──────── DATA PROVIDED ────────

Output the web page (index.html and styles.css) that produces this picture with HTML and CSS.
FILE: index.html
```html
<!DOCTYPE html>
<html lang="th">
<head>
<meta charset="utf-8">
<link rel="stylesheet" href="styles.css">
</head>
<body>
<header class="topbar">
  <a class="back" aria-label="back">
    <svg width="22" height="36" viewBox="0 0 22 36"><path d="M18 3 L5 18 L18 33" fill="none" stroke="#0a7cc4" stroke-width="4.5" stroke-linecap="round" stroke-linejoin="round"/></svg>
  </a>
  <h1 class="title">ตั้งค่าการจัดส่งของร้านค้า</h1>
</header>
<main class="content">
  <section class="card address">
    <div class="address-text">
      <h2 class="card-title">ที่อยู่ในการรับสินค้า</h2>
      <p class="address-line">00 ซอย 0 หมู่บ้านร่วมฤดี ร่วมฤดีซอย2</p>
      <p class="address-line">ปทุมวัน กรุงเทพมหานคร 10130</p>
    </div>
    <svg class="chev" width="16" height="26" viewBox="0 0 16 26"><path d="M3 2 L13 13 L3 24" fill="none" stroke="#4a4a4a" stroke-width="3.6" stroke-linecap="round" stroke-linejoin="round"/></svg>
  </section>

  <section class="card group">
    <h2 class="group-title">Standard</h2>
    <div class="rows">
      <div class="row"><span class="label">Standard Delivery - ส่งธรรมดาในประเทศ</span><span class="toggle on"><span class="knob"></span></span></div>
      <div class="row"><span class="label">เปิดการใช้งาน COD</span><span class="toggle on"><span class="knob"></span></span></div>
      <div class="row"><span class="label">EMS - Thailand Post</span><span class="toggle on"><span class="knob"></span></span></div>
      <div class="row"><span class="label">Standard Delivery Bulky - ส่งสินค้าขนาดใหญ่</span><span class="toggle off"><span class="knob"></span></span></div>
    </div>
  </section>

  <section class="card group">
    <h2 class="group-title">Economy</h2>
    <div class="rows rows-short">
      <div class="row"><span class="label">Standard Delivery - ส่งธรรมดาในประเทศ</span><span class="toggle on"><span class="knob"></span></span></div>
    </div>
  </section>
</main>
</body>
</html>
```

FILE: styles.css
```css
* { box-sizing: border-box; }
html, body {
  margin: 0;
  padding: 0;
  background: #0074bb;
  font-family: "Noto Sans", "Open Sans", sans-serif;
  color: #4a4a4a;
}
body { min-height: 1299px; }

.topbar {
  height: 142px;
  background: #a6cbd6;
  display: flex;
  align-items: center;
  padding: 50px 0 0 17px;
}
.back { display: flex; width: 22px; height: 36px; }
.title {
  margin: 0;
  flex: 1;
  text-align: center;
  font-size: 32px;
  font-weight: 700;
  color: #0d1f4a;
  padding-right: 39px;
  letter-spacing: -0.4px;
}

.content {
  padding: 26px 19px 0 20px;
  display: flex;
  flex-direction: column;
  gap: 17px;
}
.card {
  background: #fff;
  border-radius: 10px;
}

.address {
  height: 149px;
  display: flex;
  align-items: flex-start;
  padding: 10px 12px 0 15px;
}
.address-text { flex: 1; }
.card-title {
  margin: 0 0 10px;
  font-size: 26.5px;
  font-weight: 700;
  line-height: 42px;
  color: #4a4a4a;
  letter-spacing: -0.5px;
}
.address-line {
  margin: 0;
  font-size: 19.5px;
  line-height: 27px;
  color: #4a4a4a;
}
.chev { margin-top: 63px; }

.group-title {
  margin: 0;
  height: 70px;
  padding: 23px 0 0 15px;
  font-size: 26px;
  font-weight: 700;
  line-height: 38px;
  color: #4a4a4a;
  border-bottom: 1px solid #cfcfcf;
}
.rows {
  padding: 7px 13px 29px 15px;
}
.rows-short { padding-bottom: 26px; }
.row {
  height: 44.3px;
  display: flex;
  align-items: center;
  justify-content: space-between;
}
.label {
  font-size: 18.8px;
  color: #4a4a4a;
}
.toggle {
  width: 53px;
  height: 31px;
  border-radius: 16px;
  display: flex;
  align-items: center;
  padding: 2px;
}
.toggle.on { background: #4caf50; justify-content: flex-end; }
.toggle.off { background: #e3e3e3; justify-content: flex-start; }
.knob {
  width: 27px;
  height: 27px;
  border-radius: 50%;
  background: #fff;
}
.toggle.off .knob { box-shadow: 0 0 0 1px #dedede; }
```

────────

**WHAT IS EXPECTED**. Reproduce every line of the material above exactly.

**OUTPUT BELOW**.
Output the web page (index.html and styles.css) that produces this picture with HTML and CSS.
FILE: index.html
```html
<!DOCTYPE html>
<html lang="th">
<head>
<meta charset="utf-8">
<link rel="stylesheet" href="styles.css">
</head>
<body>
<header class="topbar">
  <a class="back" aria-label="back">
    <svg width="22" height="36" viewBox="0 0 22 36"><path d="M18 3 L5 18 L18 33" fill="none" stroke="#0a7cc4" stroke-width="4.5" stroke-linecap="round" stroke-linejoin="round"/></svg>
  </a>
  <h1 class="title">ตั้งค่าการจัดส่งของร้านค้า</h1>
</header>
<main class="content">
  <section class="card address">
    <div class="address-text">
      <h2 class="card-title">ที่อยู่ในการรับสินค้า</h2>
      <p class="address-line">00 ซอย 0 หมู่บ้านร่วมฤดี ร่วมฤดีซอย2</p>
      <p class="address-line">ปทุมวัน กรุงเทพมหานคร 10130</p>
    </div>
    <svg class="chev" width="16" height="26" viewBox="0 0 16 26"><path d="M3 2 L13 13 L3 24" fill="none" stroke="#4a4a4a" stroke-width="3.6" stroke-linecap="round" stroke-linejoin="round"/></svg>
  </section>

  <section class="card group">
    <h2 class="group-title">Standard</h2>
    <div class="rows">
      <div class="row"><span class="label">Standard Delivery - ส่งธรรมดาในประเทศ</span><span class="toggle on"><span class="knob"></span></span></div>
      <div class="row"><span class="label">เปิดการใช้งาน COD</span><span class="toggle on"><span class="knob"></span></span></div>
      <div class="row"><span class="label">EMS - Thailand Post</span><span class="toggle on"><span class="knob"></span></span></div>
      <div class="row"><span class="label">Standard Delivery Bulky - ส่งสินค้าขนาดใหญ่</span><span class="toggle off"><span class="knob"></span></span></div>
    </div>
  </section>

  <section class="card group">
    <h2 class="group-title">Economy</h2>
    <div class="rows rows-short">
      <div class="row"><span class="label">Standard Delivery - ส่งธรรมดาในประเทศ</span><span class="toggle on"><span class="knob"></span></span></div>
    </div>
  </section>
</main>
</body>
</html>
```

FILE: styles.css
```css
* { box-sizing: border-box; }
html, body {
  margin: 0;
  padding: 0;
  background: #0074bb;
  font-family: "Noto Sans", "Open Sans", sans-serif;
  color: #4a4a4a;
}
body { min-height: 1299px; }

.topbar {
  height: 142px;
  background: #a6cbd6;
  display: flex;
  align-items: center;
  padding: 50px 0 0 17px;
}
.back { display: flex; width: 22px; height: 36px; }
.title {
  margin: 0;
  flex: 1;
  text-align: center;
  font-size: 32px;
  font-weight: 700;
  color: #0d1f4a;
  padding-right: 39px;
  letter-spacing: -0.4px;
}

.content {
  padding: 26px 19px 0 20px;
  display: flex;
  flex-direction: column;
  gap: 17px;
}
.card {
  background: #fff;
  border-radius: 10px;
}

.address {
  height: 149px;
  display: flex;
  align-items: flex-start;
  padding: 10px 12px 0 15px;
}
.address-text { flex: 1; }
.card-title {
  margin: 0 0 10px;
  font-size: 26.5px;
  font-weight: 700;
  line-height: 42px;
  color: #4a4a4a;
  letter-spacing: -0.5px;
}
.address-line {
  margin: 0;
  font-size: 19.5px;
  line-height: 27px;
  color: #4a4a4a;
}
.chev { margin-top: 63px; }

.group-title {
  margin: 0;
  height: 70px;
  padding: 23px 0 0 15px;
  font-size: 26px;
  font-weight: 700;
  line-height: 38px;
  color: #4a4a4a;
  border-bottom: 1px solid #cfcfcf;
}
.rows {
  padding: 7px 13px 29px 15px;
}
.rows-short { padding-bottom: 26px; }
.row {
  height: 44.3px;
  display: flex;
  align-items: center;
  justify-content: space-between;
}
.label {
  font-size: 18.8px;
  color: #4a4a4a;
}
.toggle {
  width: 53px;
  height: 31px;
  border-radius: 16px;
  display: flex;
  align-items: center;
  padding: 2px;
}
.toggle.on { background: #4caf50; justify-content: flex-end; }
.toggle.off { background: #e3e3e3; justify-content: flex-start; }
.knob {
  width: 27px;
  height: 27px;
  border-radius: 50%;
  background: #fff;
}
.toggle.off .knob { box-shadow: 0 0 0 1px #dedede; }
```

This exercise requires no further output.